#### [WHAT YOU NEED TO DO]
Exclude the pictures and retype the entries as written.

#### [TASK INPUTS]
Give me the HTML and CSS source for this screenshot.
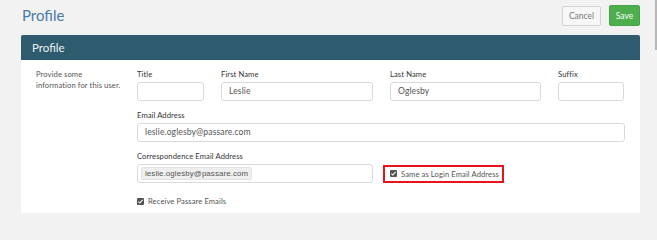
FILE: index.html
```html
<!DOCTYPE html>
<html>
<head>
<meta charset="utf-8">
<link rel="stylesheet" href="styles.css">
</head>
<body>
<div class="page">
  <div class="topbar">
    <h1 class="page-title">Profile</h1>
    <div class="actions">
      <button class="btn btn-cancel">Cancel</button>
      <button class="btn btn-save">Save</button>
    </div>
  </div>
  <div class="card">
    <div class="card-header">Profile</div>
    <div class="card-body">
      <div class="desc">Provide some<br>information for this user.</div>
      <div class="form">
        <div class="row names">
          <div class="field"><label class="lbl">Title</label><div class="input"></div></div>
          <div class="field"><label class="lbl">First Name</label><div class="input">Leslie</div></div>
          <div class="field"><label class="lbl">Last Name</label><div class="input">Oglesby</div></div>
          <div class="field"><label class="lbl">Suffix</label><div class="input"></div></div>
        </div>
        <div class="field"><label class="lbl">Email Address</label><div class="input">leslie.oglesby@passare.com</div></div>
        <div class="field">
          <label class="lbl">Correspondence Email Address</label>
          <div class="corr-row">
            <div class="input corr-input"><span class="pill">leslie.oglesby@passare.com</span></div>
            <div class="highlight">
              <span class="check"><svg viewBox="0 0 8 8" width="7" height="7"><path d="M1.6 4.2 L3.2 5.8 L6.4 2.2" fill="none" stroke="#fff" stroke-width="1.2"/></svg></span>
              <span class="chk-label">Same as Login Email Address</span>
            </div>
          </div>
        </div>
        <div class="check-row">
          <span class="check"><svg viewBox="0 0 8 8" width="7" height="7"><path d="M1.6 4.2 L3.2 5.8 L6.4 2.2" fill="none" stroke="#fff" stroke-width="1.2"/></svg></span>
          <span class="chk-label">Receive Passare Emails</span>
        </div>
      </div>
    </div>
  </div>
</div>
<div class="scroll-thumb"></div>
</body>
</html>
```
FILE: styles.css
```css
html, body {
  margin: 0;
  padding: 0;
  height: 213px;
  background: #f2f2f2;
  font-family: Lato, "Open Sans", Arial, sans-serif;
  overflow: hidden;
}
.page {
  padding: 5px 17px 0 21px;
}
.topbar {
  display: flex;
  justify-content: space-between;
  align-items: flex-start;
  height: 30px;
}
.page-title {
  margin: 1px 0 0 1px;
  font-size: 15px;
  font-weight: 400;
  color: #4a79a5;
  line-height: 18px;
}
.actions {
  display: flex;
  gap: 8px;
  align-items: flex-start;
}
.btn {
  font-family: Lato, Arial, sans-serif;
  font-size: 8.5px;
  border-radius: 2px;
  padding: 0;
  cursor: pointer;
}
.btn-cancel {
  margin-top: 1px;
  width: 39px;
  height: 20px;
  background: #f7f7f7;
  border: 1px solid #d4d4d4;
  color: #777;
}
.btn-save {
  width: 31px;
  height: 21px;
  background: #4cae4c;
  border: 1px solid #46a546;
  color: #fff;
}
.card {
  background: #fff;
  border-radius: 2px 2px 0 0;
}
.card-header {
  height: 25px;
  background: #2e5b6e;
  color: #eef3f5;
  font-size: 11.5px;
  line-height: 25px;
  padding-left: 11px;
  border-radius: 2px 2px 0 0;
}
.card-body {
  display: flex;
  padding: 9px 15px 40px 15px;
}
.desc {
  width: 101px;
  flex: none;
  font-size: 7.6px;
  letter-spacing: 0.1px;
  line-height: 11px;
  color: #555;
}
.form {
  width: 488px;
  display: flex;
  flex-direction: column;
  gap: 9px;
}
.row.names {
  display: grid;
  grid-template-columns: 67px 152px 151px 66px;
  column-gap: 17px;
}
.field {
  display: flex;
  flex-direction: column;
}
.lbl {
  font-size: 7.6px;
  letter-spacing: 0.1px;
  line-height: 10px;
  color: #333;
  margin-bottom: 3px;
}
.input {
  box-sizing: border-box;
  height: 19px;
  border: 1px solid #d9d9d9;
  border-radius: 3px;
  background: #fff;
  font-size: 8.6px;
  letter-spacing: 0.1px;
  color: #555;
  padding-left: 7px;
  line-height: 17px;
}
.corr-row {
  display: flex;
  align-items: center;
  gap: 10px;
}
.corr-input {
  width: 236px;
  padding-left: 3px;
  display: flex;
  align-items: center;
}
.pill {
  font-family: "Liberation Sans", Arial, sans-serif;
  font-size: 7.9px;
  line-height: 11px;
  background: #efefef;
  border: 1px solid #e2e2e2;
  border-radius: 2px;
  padding: 0 3px;
  color: #555;
}
.highlight {
  box-sizing: border-box;
  width: 121px;
  height: 18px;
  border: 2px solid #e8141b;
  display: flex;
  align-items: center;
  padding-left: 5px;
  gap: 4px;
}
.check {
  width: 7px;
  height: 7px;
  background: #555;
  border-radius: 1px;
  display: flex;
  align-items: center;
  justify-content: center;
  flex: none;
}
.check svg { display: block; }
.chk-label {
  font-size: 7.6px;
  letter-spacing: 0.1px;
  line-height: 10px;
  color: #555;
}
.check-row {
  display: flex;
  align-items: center;
  gap: 4px;
  margin-top: 4px;
}
.scroll-thumb {
  position: absolute;
  top: 0;
  right: 0;
  width: 2px;
  height: 50px;
  background: #b8b8b8;
}
```
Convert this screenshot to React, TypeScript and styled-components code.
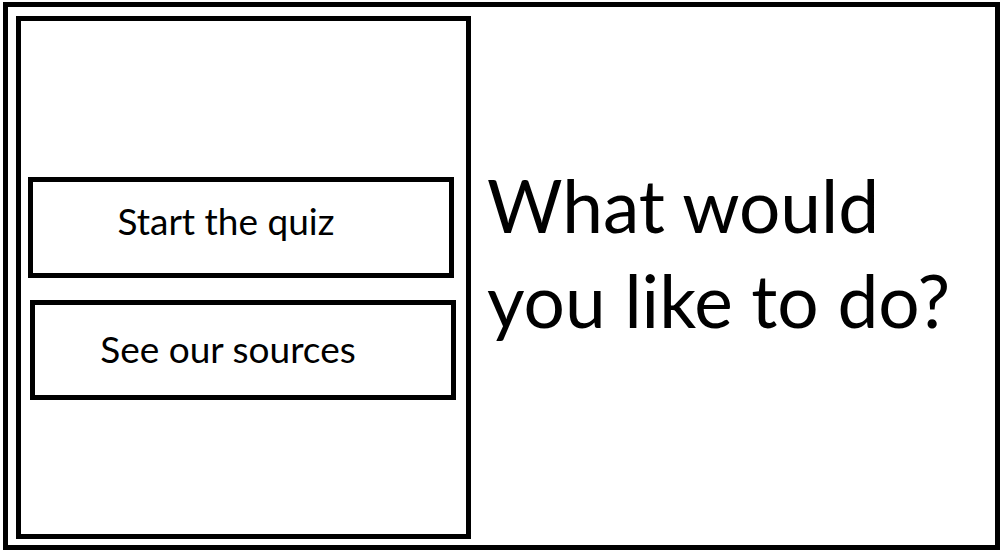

#### [SOLUTION FOR THIS EXERCISE]
Give me the HTML and CSS source for this screenshot.
FILE: index.html
```html
<!DOCTYPE html>
<html>
<head>
<meta charset="utf-8">
<link rel="stylesheet" href="styles.css">
</head>
<body>
<div class="page">
  <div class="topbar">
    <h1 class="page-title">Profile</h1>
    <div class="actions">
      <button class="btn btn-cancel">Cancel</button>
      <button class="btn btn-save">Save</button>
    </div>
  </div>
  <div class="card">
    <div class="card-header">Profile</div>
    <div class="card-body">
      <div class="desc">Provide some<br>information for this user.</div>
      <div class="form">
        <div class="row names">
          <div class="field"><label class="lbl">Title</label><div class="input"></div></div>
          <div class="field"><label class="lbl">First Name</label><div class="input">Leslie</div></div>
          <div class="field"><label class="lbl">Last Name</label><div class="input">Oglesby</div></div>
          <div class="field"><label class="lbl">Suffix</label><div class="input"></div></div>
        </div>
        <div class="field"><label class="lbl">Email Address</label><div class="input">leslie.oglesby@passare.com</div></div>
        <div class="field">
          <label class="lbl">Correspondence Email Address</label>
          <div class="corr-row">
            <div class="input corr-input"><span class="pill">leslie.oglesby@passare.com</span></div>
            <div class="highlight">
              <span class="check"><svg viewBox="0 0 8 8" width="7" height="7"><path d="M1.6 4.2 L3.2 5.8 L6.4 2.2" fill="none" stroke="#fff" stroke-width="1.2"/></svg></span>
              <span class="chk-label">Same as Login Email Address</span>
            </div>
          </div>
        </div>
        <div class="check-row">
          <span class="check"><svg viewBox="0 0 8 8" width="7" height="7"><path d="M1.6 4.2 L3.2 5.8 L6.4 2.2" fill="none" stroke="#fff" stroke-width="1.2"/></svg></span>
          <span class="chk-label">Receive Passare Emails</span>
        </div>
      </div>
    </div>
  </div>
</div>
<div class="scroll-thumb"></div>
</body>
</html>
```
FILE: styles.css
```css
html, body {
  margin: 0;
  padding: 0;
  height: 213px;
  background: #f2f2f2;
  font-family: Lato, "Open Sans", Arial, sans-serif;
  overflow: hidden;
}
.page {
  padding: 5px 17px 0 21px;
}
.topbar {
  display: flex;
  justify-content: space-between;
  align-items: flex-start;
  height: 30px;
}
.page-title {
  margin: 1px 0 0 1px;
  font-size: 15px;
  font-weight: 400;
  color: #4a79a5;
  line-height: 18px;
}
.actions {
  display: flex;
  gap: 8px;
  align-items: flex-start;
}
.btn {
  font-family: Lato, Arial, sans-serif;
  font-size: 8.5px;
  border-radius: 2px;
  padding: 0;
  cursor: pointer;
}
.btn-cancel {
  margin-top: 1px;
  width: 39px;
  height: 20px;
  background: #f7f7f7;
  border: 1px solid #d4d4d4;
  color: #777;
}
.btn-save {
  width: 31px;
  height: 21px;
  background: #4cae4c;
  border: 1px solid #46a546;
  color: #fff;
}
.card {
  background: #fff;
  border-radius: 2px 2px 0 0;
}
.card-header {
  height: 25px;
  background: #2e5b6e;
  color: #eef3f5;
  font-size: 11.5px;
  line-height: 25px;
  padding-left: 11px;
  border-radius: 2px 2px 0 0;
}
.card-body {
  display: flex;
  padding: 9px 15px 40px 15px;
}
.desc {
  width: 101px;
  flex: none;
  font-size: 7.6px;
  letter-spacing: 0.1px;
  line-height: 11px;
  color: #555;
}
.form {
  width: 488px;
  display: flex;
  flex-direction: column;
  gap: 9px;
}
.row.names {
  display: grid;
  grid-template-columns: 67px 152px 151px 66px;
  column-gap: 17px;
}
.field {
  display: flex;
  flex-direction: column;
}
.lbl {
  font-size: 7.6px;
  letter-spacing: 0.1px;
  line-height: 10px;
  color: #333;
  margin-bottom: 3px;
}
.input {
  box-sizing: border-box;
  height: 19px;
  border: 1px solid #d9d9d9;
  border-radius: 3px;
  background: #fff;
  font-size: 8.6px;
  letter-spacing: 0.1px;
  color: #555;
  padding-left: 7px;
  line-height: 17px;
}
.corr-row {
  display: flex;
  align-items: center;
  gap: 10px;
}
.corr-input {
  width: 236px;
  padding-left: 3px;
  display: flex;
  align-items: center;
}
.pill {
  font-family: "Liberation Sans", Arial, sans-serif;
  font-size: 7.9px;
  line-height: 11px;
  background: #efefef;
  border: 1px solid #e2e2e2;
  border-radius: 2px;
  padding: 0 3px;
  color: #555;
}
.highlight {
  box-sizing: border-box;
  width: 121px;
  height: 18px;
  border: 2px solid #e8141b;
  display: flex;
  align-items: center;
  padding-left: 5px;
  gap: 4px;
}
.check {
  width: 7px;
  height: 7px;
  background: #555;
  border-radius: 1px;
  display: flex;
  align-items: center;
  justify-content: center;
  flex: none;
}
.check svg { display: block; }
.chk-label {
  font-size: 7.6px;
  letter-spacing: 0.1px;
  line-height: 10px;
  color: #555;
}
.check-row {
  display: flex;
  align-items: center;
  gap: 4px;
  margin-top: 4px;
}
.scroll-thumb {
  position: absolute;
  top: 0;
  right: 0;
  width: 2px;
  height: 50px;
  background: #b8b8b8;
}
```
Convert this screenshot to React, TypeScript and styled-components code.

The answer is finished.